La lettre apostolique du Père blanc sera lue dans toutes les paroisses et fera de lui un des principaux idéologue et inspirateur de la Révolution sociale qui lui fait écrire : « Dans notre Rwanda les différences et les inégalités sociales sont pour une grande part liées aux différences de race, en ce sens que les richesses d’une part et le pouvoir politique et même judiciaire d’autre part, sont en réalité entre les mains d’une même race ». C’est au nom de l’égalité entre les races et de la charité que Mgr Perraudin soutient de tout son poids cette « révolution sociale » d’où émergent les leaders du mouvement hutu alors que les Pères blancs avaient au préalable et pendant des années éduquée et soutenue l’élite tutsie.

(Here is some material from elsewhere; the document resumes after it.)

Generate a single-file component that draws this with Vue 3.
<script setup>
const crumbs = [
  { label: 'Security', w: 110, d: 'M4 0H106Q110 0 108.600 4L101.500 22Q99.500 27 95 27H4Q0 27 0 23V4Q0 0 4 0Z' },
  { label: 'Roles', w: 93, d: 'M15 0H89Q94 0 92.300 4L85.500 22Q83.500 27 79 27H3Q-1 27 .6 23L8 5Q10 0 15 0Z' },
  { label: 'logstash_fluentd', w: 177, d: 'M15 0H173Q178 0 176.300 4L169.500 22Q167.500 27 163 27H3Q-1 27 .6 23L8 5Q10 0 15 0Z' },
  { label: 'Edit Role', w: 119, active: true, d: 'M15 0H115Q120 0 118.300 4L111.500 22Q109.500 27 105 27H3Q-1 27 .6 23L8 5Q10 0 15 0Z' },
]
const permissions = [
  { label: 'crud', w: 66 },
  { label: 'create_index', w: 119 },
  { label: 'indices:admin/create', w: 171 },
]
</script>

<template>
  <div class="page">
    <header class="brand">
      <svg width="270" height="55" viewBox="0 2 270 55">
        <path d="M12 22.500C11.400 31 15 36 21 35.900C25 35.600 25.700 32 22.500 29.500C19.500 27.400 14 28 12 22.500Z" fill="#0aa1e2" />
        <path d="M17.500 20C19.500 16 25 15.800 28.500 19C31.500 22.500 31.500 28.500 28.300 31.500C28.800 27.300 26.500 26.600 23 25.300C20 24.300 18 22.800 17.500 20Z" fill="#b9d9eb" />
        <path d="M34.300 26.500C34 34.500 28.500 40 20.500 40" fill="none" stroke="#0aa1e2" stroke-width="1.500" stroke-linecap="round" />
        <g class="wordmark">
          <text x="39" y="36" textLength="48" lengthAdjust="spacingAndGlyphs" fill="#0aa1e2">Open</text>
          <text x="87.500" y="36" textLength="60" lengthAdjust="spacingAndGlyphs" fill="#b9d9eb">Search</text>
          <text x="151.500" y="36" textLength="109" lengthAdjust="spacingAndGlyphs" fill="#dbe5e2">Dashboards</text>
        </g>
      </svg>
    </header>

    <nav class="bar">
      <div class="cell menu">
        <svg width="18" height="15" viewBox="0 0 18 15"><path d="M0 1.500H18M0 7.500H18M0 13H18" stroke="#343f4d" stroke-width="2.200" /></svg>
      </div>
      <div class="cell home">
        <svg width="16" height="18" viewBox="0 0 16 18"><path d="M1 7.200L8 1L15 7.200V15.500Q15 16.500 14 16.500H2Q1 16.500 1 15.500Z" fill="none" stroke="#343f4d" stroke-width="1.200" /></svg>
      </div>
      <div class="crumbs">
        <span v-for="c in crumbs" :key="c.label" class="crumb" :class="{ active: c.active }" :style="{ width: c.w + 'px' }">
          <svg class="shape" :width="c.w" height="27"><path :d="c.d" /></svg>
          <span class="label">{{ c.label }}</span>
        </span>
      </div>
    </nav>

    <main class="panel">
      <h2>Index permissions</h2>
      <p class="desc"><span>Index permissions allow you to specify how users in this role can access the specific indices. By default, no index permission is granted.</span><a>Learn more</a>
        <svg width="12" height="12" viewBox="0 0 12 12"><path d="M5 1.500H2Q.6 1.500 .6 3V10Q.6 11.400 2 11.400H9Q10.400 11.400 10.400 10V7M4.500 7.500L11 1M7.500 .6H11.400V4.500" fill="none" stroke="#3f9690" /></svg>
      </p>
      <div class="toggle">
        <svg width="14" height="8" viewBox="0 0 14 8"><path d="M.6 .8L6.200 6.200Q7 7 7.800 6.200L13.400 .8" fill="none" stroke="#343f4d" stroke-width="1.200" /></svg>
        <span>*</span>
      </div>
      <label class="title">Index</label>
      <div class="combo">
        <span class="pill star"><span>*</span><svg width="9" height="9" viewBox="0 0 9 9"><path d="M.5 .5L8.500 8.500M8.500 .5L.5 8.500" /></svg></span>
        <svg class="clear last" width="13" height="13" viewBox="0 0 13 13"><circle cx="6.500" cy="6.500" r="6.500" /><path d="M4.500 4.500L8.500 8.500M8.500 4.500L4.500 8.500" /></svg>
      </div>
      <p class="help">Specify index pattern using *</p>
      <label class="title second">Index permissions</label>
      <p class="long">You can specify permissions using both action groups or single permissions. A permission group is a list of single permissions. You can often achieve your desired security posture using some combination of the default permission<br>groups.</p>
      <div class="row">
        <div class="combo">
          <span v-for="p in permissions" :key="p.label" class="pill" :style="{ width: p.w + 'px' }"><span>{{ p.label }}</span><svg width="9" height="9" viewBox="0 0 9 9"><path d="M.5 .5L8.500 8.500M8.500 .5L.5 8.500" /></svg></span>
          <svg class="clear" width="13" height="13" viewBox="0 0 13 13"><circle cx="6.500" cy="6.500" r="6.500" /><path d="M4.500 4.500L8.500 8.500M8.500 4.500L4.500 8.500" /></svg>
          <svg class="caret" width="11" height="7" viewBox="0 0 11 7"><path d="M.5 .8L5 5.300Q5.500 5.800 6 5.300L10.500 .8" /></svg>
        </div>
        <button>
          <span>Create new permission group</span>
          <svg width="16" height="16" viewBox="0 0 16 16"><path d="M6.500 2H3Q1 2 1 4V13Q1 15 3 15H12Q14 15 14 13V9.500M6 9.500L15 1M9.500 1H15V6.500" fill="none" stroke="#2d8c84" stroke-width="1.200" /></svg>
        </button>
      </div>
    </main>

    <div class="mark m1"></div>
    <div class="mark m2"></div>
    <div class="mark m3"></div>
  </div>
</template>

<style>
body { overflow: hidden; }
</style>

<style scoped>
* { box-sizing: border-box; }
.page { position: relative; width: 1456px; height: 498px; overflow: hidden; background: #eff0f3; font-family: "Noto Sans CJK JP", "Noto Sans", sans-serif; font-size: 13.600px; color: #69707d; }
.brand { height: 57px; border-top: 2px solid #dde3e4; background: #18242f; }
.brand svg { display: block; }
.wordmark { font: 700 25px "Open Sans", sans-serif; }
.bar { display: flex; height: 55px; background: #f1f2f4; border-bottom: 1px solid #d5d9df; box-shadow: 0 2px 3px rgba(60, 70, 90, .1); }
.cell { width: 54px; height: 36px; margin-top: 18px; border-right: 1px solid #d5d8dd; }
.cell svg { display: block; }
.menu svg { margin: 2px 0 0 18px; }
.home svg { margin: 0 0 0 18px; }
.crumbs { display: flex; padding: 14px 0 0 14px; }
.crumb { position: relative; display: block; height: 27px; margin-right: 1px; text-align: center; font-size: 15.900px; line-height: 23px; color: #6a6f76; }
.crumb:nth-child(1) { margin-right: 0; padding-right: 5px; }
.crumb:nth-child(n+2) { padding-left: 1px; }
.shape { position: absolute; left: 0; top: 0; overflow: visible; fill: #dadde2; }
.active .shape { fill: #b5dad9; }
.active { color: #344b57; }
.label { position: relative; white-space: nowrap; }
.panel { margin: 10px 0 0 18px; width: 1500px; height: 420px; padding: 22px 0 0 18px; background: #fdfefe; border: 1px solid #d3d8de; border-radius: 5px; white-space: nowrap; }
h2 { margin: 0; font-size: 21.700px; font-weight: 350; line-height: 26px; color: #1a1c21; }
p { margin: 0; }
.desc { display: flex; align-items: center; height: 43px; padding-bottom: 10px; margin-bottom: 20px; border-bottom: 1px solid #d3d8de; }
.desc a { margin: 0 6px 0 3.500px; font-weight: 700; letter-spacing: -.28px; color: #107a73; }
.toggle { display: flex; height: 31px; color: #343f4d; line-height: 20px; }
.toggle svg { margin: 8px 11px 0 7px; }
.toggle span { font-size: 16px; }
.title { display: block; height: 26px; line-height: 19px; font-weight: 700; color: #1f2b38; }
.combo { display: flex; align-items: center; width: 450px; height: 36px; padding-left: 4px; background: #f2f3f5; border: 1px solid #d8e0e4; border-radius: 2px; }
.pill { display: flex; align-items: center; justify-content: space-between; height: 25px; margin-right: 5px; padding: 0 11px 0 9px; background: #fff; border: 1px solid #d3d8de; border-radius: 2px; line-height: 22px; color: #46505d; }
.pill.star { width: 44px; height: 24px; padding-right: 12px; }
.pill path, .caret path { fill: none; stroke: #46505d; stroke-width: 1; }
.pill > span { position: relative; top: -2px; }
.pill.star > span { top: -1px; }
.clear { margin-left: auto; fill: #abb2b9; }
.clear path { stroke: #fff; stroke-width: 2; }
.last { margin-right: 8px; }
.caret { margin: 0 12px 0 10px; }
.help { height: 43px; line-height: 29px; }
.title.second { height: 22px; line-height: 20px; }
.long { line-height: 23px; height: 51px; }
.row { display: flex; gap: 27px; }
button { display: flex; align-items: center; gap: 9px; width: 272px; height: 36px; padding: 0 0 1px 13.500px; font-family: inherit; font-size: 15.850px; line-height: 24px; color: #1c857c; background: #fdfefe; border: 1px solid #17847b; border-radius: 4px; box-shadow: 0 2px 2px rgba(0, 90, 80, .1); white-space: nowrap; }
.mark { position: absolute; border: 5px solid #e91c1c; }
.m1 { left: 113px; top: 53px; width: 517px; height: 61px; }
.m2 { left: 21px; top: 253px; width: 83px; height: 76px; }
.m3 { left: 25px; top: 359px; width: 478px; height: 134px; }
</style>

Comment ce religieux nourri spirituellement du « Aimez-vous les uns, les autres « a pu être pareillement impliqué en qualité de théoricien du génocide rwandais dans une idéologie totalitaire qui entraînera l’extermination perpétré par les Hutus contre les Tutsis et Hutus opposés au génocide, comment ce mandement de Carême qui a marqué un tournant au Rwanda participera à le présenter comme une personne-clé au cœur d’un génocide ?

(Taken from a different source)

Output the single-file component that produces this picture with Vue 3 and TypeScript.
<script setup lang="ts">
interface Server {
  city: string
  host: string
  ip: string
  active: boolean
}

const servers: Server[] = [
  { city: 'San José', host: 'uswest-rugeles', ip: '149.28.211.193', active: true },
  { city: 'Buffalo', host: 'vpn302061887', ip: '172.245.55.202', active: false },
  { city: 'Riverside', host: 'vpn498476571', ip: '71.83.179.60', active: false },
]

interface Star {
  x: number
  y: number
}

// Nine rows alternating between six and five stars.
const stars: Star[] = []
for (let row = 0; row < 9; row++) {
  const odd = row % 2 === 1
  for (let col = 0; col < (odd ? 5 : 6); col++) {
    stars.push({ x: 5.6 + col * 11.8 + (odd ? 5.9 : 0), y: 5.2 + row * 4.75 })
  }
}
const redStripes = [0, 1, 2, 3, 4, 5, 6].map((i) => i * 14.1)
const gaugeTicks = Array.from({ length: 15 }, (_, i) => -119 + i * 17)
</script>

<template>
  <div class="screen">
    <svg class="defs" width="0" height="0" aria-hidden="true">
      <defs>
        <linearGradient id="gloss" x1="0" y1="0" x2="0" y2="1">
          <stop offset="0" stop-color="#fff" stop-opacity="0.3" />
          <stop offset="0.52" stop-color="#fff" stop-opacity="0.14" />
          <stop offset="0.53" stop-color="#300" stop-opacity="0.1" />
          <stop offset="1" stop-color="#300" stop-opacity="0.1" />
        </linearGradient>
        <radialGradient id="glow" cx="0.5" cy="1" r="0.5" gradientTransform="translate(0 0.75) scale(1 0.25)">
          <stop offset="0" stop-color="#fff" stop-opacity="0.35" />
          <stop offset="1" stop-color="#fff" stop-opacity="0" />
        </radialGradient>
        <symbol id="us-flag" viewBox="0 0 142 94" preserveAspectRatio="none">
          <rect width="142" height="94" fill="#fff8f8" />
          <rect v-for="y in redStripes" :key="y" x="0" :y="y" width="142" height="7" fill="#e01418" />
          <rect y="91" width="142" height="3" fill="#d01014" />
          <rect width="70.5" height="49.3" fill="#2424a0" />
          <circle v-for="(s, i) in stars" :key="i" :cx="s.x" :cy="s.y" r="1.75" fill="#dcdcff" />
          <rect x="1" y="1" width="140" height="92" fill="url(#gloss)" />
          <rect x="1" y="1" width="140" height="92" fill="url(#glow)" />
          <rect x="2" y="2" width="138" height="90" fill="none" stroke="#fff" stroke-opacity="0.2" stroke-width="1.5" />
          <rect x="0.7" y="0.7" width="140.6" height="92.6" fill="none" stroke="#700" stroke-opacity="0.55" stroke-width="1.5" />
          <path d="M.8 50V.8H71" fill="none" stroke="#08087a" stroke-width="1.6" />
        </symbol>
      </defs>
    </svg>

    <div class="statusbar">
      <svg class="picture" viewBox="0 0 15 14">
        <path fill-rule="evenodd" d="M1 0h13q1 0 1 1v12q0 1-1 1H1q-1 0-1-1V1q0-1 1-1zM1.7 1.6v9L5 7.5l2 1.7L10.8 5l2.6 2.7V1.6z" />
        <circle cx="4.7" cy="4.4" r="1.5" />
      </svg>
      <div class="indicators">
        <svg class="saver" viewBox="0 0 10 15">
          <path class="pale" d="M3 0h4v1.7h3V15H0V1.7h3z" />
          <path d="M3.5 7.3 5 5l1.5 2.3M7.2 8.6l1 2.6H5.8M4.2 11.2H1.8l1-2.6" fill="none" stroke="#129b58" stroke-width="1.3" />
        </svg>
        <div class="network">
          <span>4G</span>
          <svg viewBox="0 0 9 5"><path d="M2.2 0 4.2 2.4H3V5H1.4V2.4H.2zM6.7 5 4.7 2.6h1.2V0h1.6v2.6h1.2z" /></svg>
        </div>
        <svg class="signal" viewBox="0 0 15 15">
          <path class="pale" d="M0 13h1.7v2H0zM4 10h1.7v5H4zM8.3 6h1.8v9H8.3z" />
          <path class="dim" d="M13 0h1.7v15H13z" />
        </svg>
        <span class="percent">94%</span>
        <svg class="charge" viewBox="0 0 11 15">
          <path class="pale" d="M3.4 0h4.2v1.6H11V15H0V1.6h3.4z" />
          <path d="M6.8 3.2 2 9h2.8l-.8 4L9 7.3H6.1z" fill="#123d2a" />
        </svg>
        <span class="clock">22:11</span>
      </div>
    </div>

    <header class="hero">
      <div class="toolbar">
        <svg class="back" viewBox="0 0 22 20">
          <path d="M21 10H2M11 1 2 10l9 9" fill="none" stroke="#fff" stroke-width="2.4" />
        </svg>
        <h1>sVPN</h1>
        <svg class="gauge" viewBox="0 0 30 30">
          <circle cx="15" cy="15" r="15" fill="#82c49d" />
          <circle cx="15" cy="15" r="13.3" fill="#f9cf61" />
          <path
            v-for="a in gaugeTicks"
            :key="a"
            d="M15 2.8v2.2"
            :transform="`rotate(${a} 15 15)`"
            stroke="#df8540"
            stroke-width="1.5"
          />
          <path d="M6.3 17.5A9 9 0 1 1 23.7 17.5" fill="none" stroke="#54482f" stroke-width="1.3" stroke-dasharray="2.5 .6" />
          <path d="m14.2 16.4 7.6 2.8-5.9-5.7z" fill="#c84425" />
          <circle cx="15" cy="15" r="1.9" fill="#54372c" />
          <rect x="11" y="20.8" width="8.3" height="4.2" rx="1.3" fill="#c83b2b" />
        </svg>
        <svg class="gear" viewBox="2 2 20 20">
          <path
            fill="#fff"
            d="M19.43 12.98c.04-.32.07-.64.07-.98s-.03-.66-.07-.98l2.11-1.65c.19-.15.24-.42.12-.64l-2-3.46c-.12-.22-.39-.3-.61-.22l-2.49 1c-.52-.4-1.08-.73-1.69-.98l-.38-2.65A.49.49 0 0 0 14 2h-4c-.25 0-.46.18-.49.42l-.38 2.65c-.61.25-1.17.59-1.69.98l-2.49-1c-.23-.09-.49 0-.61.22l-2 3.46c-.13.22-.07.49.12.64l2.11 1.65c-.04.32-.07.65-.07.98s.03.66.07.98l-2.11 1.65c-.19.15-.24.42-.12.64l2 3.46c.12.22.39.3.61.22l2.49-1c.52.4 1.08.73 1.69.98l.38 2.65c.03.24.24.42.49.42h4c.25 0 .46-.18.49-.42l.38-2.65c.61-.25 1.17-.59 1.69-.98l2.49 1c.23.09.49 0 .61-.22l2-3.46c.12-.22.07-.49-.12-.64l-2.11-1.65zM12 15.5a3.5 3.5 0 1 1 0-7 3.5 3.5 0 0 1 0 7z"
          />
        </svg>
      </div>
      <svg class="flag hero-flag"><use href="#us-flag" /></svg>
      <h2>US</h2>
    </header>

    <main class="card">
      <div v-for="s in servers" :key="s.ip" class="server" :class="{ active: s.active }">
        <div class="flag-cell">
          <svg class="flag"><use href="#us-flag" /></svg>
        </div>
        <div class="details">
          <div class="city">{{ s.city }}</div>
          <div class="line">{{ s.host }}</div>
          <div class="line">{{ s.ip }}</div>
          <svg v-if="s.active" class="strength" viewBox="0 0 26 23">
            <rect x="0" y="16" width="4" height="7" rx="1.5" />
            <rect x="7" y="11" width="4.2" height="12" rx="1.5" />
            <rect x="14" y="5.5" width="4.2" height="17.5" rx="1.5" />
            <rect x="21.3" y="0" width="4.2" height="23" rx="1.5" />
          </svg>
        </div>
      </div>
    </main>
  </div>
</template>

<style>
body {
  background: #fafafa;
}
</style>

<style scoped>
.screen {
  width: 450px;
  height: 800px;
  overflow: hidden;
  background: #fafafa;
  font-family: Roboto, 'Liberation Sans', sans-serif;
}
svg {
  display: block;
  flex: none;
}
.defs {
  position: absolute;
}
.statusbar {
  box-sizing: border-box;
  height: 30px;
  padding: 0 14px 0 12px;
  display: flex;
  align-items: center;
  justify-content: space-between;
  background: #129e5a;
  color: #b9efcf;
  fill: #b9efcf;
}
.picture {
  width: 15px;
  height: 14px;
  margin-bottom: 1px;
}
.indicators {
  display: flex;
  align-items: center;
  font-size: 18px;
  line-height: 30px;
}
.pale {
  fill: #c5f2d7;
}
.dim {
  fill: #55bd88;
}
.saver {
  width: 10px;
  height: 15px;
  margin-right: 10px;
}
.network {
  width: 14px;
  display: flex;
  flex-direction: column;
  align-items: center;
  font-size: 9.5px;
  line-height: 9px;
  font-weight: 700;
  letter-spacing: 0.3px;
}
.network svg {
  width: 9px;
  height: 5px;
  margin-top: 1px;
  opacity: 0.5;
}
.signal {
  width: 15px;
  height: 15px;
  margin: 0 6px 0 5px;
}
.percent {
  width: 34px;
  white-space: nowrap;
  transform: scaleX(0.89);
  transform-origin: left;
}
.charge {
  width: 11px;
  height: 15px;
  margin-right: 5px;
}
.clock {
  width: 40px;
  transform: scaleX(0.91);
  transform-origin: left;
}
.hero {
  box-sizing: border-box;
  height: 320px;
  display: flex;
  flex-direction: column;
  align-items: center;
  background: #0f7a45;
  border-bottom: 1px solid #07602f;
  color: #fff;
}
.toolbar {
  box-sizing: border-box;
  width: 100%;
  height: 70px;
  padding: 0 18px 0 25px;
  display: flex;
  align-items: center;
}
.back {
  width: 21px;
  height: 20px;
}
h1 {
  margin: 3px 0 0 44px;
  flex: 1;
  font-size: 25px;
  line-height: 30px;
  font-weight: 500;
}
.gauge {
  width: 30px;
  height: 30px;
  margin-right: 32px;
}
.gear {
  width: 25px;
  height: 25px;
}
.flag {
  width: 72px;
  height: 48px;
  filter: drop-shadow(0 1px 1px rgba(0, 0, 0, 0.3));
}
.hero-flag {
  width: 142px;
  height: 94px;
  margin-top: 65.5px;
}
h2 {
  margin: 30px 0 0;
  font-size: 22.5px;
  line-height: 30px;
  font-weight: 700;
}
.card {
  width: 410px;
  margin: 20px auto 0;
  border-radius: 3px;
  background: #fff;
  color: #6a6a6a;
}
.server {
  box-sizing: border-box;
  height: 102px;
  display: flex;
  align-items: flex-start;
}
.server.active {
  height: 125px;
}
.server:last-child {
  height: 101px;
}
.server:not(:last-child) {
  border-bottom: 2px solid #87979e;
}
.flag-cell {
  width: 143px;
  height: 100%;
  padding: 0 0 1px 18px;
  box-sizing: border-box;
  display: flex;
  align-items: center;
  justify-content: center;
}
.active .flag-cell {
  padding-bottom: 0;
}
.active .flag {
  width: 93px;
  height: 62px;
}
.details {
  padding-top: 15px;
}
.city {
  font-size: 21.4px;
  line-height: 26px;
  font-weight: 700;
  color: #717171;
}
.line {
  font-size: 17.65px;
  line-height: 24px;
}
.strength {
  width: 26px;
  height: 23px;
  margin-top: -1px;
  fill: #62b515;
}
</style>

Par la suite, on le verra proche de Grégoire Kayibanda dont il sera le conseiller et l’ami, son implication et son influence sur les dirigeants du Rwanda ne fait aucun doute, il se défendra face aux accusateurs en lançant à la cantonade que "les Tutsi sont la cause de leur propre génocide. « 
Une question sans doute qui aurait passionné Hannah Arendt et « sa banalité du mal » revisitée par le rôle de l’archevêque suisse. Un mal banal et atroce qui prend des allures de bien- pensance, de morale, de vertu, par souci de devoir, la nécessité absolue d’en finir au nom du Bien et qui nous rappelle l’adage « les chemins de l’enfer sont pavés de bonnes intentions ». Au nom de cette compassion, le Père Blanc a alimenté l’intégrisme ethnique né et issu du colonialisme dont lui-même n’en était que le prolongement, dans cette posture de l’étranger qui érige des dogmes selon un point de vue entièrement post-colonial, avec une construction propre et vue par des Européens, loin de la réalité historique de ce peuple. C’est bien lui qui conseillait tous les jours le Président Kayibanda qui ne manquait jamais de faire un saut par l’archevêché de Kabgayie pour écouter les recommandations du religieux et surtout les appliquer à la lettre.
Quel a été le rôle précis de la Confédération qui enverra ses cinq conseillers personnels du Président dont les derniers Frei et Charles Jeanneret rappelé en 1993 et payés par la DDC ? Ni l’Eglise catholique ni le Vatican, ni la Suisse ne pouvaient ignorer l’escalade de violence et d’extermination systématique des Tutsi par les Hutu. La Suisse a bel et bien soutenu et encouragé la « démocratie ethnique « du régime Habyarimana.
Mais la Suisse comme pour le Tampon J se montre très discrète sur son rôle et son soutien dans son implication auprès des génocidaires. Dans le rapport Voyame, on la voit exécuter un exercice périlleux de contorsionniste, or, il ne fait aucun doute qu’ elle a bien collaboré étroitement avec le régime politique rwandais Habyarimana, qui s’est avéré criminel et responsable du génocide tout en s’excusant de n’avoir rien remarqué de particulier tout concentrés qu’étaient les fonctionnaires suisses à s’occuper de leurs affaires et qui lui fera dire : « les responsables de projets étaient presque exclusivement fixés sur leur tâche locale et qu’ils n’avaient guère, ou pas assez, perçu la dégradation de la situation sociale, l’inquiétude de la population et les abus de l’ethnicisation ». Un rapport Voyame qui banalise le mal et esquive les responsabilités.